Baker Memorial Chapel is a building on the campus of McDaniel College, in Westminster, Maryland, that was dedicated April 20, 1958. The chapel was built in memory of W.G. Baker, Joseph D. Baker, Daniel Baker, and Sarah Baker Thomas. When the initial endowment was announced in 1955 both the donor's identity and the identity of the memorialized individuals were unknown. As conceived, the new chapel was to have a capacity of approximately 900, and was "expected to be of Georgian colonial architecture in keeping with the design of other recent buildings on the campus."

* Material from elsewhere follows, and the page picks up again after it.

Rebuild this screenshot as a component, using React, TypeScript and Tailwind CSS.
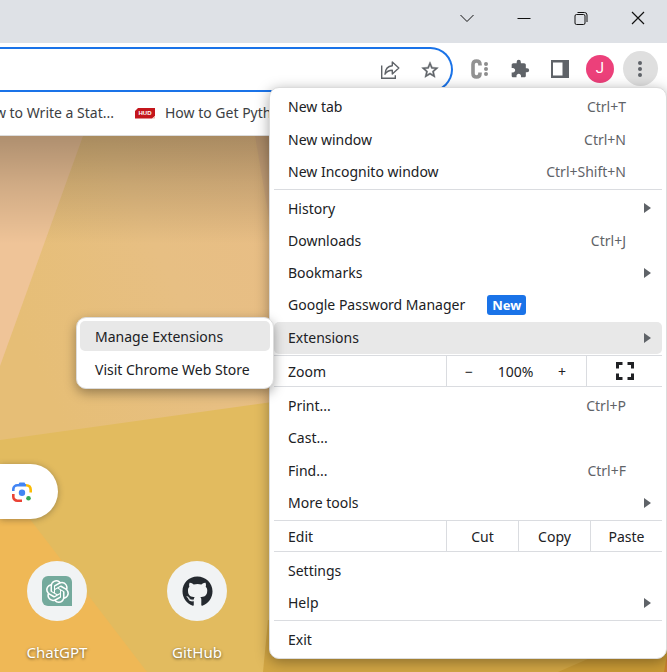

The chapel was designed by architects Otto Eugene Adams and E.G. Riggs, of Baltimore. The Chapel steeple, 113 feet tall, is visible for miles around and was originally topped by a stainless steel cross 6 feet in height. The wood panels of the chancel were designed to complement the antique organ console which was originally in the Bruton Parish Church, at Williamsburg, Virginia. The organ in the new chapel was given by two alumni, father and son, Roger J. Whiteford, a prominent Washington attorney and graduate in 1906, and his son Joseph S. Whiteford, a graduate in 1943, president of the Aeolian-Skinner Organ Company, Boston, Mass. The organ, with its 2,310 pipes, is held to be the largest in the area. The Whitefords also gave the carillon installed in the steeple.